Goal – All of the material should be reproduced exactly, with pictures left out.

Data for this exercise –
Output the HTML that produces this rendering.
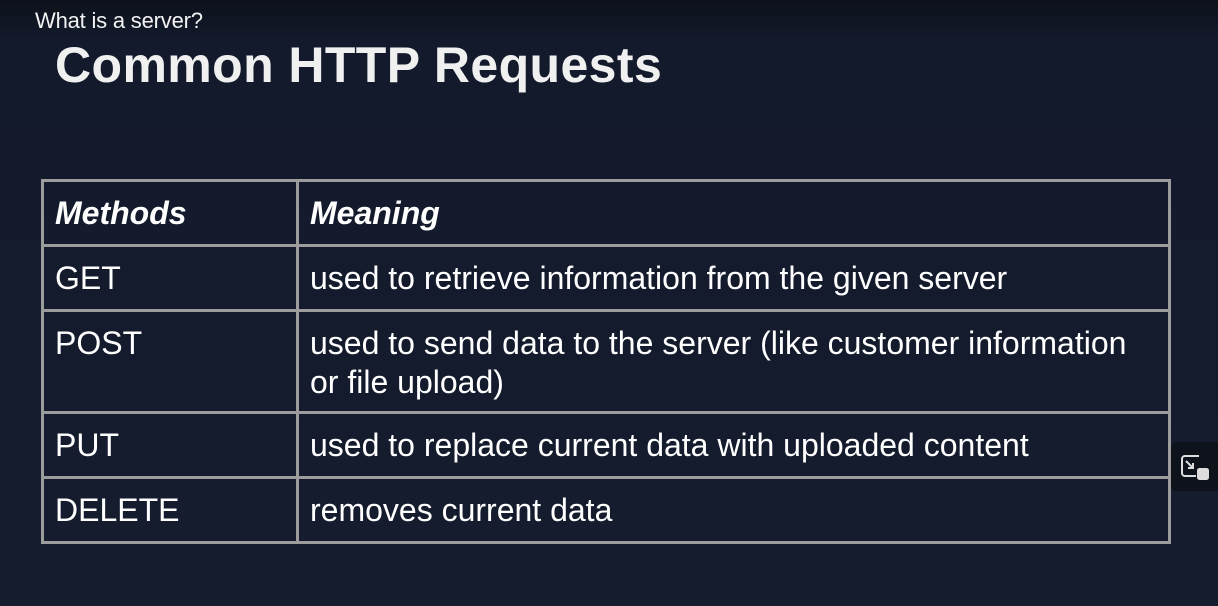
<!DOCTYPE html>
<html><head><style>
body{margin:0;width:1218px;height:606px;overflow:hidden;background:linear-gradient(#0c111b 0px,#131a2b 40px,#151c2e 100%);font-family:"Liberation Sans",sans-serif;color:#fff;position:relative}
.sub{position:absolute;left:35px;top:8px;font-size:22px;color:#f2f2f2;letter-spacing:-0.2px}
h1{position:absolute;left:55px;top:36px;margin:0;font-size:50px;font-weight:bold;color:#f0f0f0;letter-spacing:0.4px}
table{position:absolute;left:41px;top:179px;width:1130px;border-collapse:collapse;border:3px solid #9c9c9c;table-layout:fixed}
td{border:3px solid #9c9c9c;padding:0 0 0 11px;font-size:32px;color:#fff;vertical-align:top}
td:first-child{width:241px}
td div{height:62px;line-height:62px;overflow:hidden;white-space:nowrap}
.h td{font-weight:bold;font-style:italic}
.r2 td div{height:87px;padding-top:12px;line-height:39px}
.btn{position:absolute;left:1171px;top:442px;width:50px;height:49px;background:#0e121b;border-radius:6px}
</style></head><body>
<div class="sub">What is a server?</div>
<h1>Common HTTP Requests</h1>
<table>
<tr class="h"><td><div>Methods</div></td><td><div>Meaning</div></td></tr>
<tr><td><div>GET</div></td><td><div>used to retrieve information from the given server</div></td></tr>
<tr class="r2"><td><div>POST</div></td><td><div>used to send data to the server (like customer information<br>or file upload)</div></td></tr>
<tr><td><div>PUT</div></td><td><div>used to replace current data with uploaded content</div></td></tr>
<tr><td><div>DELETE</div></td><td><div>removes current data</div></td></tr>
</table>
<div class="btn"><svg width="50" height="49" viewBox="0 0 50 49"><path d="M28 14H14a3 3 0 0 0-3 3v14a3 3 0 0 0 3 3h11" fill="none" stroke="#ddd" stroke-width="2"/><path d="M15 19l7 7M22 21v5h-5" fill="none" stroke="#ddd" stroke-width="2"/><rect x="26" y="26" width="12" height="12" rx="2.5" fill="#ddd"/></svg></div>
</body></html>
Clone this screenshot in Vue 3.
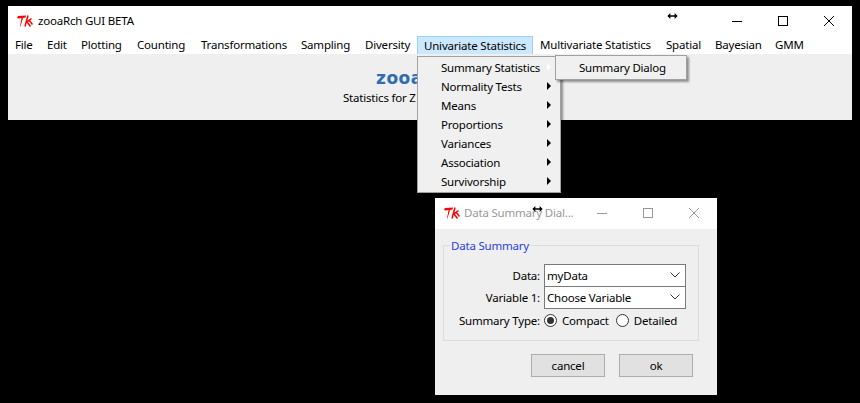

Exercise answer –
Output the HTML that produces this rendering.
<!DOCTYPE html>
<html><head><style>
body{margin:0;width:1218px;height:606px;overflow:hidden;background:linear-gradient(#0c111b 0px,#131a2b 40px,#151c2e 100%);font-family:"Liberation Sans",sans-serif;color:#fff;position:relative}
.sub{position:absolute;left:35px;top:8px;font-size:22px;color:#f2f2f2;letter-spacing:-0.2px}
h1{position:absolute;left:55px;top:36px;margin:0;font-size:50px;font-weight:bold;color:#f0f0f0;letter-spacing:0.4px}
table{position:absolute;left:41px;top:179px;width:1130px;border-collapse:collapse;border:3px solid #9c9c9c;table-layout:fixed}
td{border:3px solid #9c9c9c;padding:0 0 0 11px;font-size:32px;color:#fff;vertical-align:top}
td:first-child{width:241px}
td div{height:62px;line-height:62px;overflow:hidden;white-space:nowrap}
.h td{font-weight:bold;font-style:italic}
.r2 td div{height:87px;padding-top:12px;line-height:39px}
.btn{position:absolute;left:1171px;top:442px;width:50px;height:49px;background:#0e121b;border-radius:6px}
</style></head><body>
<div class="sub">What is a server?</div>
<h1>Common HTTP Requests</h1>
<table>
<tr class="h"><td><div>Methods</div></td><td><div>Meaning</div></td></tr>
<tr><td><div>GET</div></td><td><div>used to retrieve information from the given server</div></td></tr>
<tr class="r2"><td><div>POST</div></td><td><div>used to send data to the server (like customer information<br>or file upload)</div></td></tr>
<tr><td><div>PUT</div></td><td><div>used to replace current data with uploaded content</div></td></tr>
<tr><td><div>DELETE</div></td><td><div>removes current data</div></td></tr>
</table>
<div class="btn"><svg width="50" height="49" viewBox="0 0 50 49"><path d="M28 14H14a3 3 0 0 0-3 3v14a3 3 0 0 0 3 3h11" fill="none" stroke="#ddd" stroke-width="2"/><path d="M15 19l7 7M22 21v5h-5" fill="none" stroke="#ddd" stroke-width="2"/><rect x="26" y="26" width="12" height="12" rx="2.5" fill="#ddd"/></svg></div>
</body></html>
Clone this screenshot in Vue 3.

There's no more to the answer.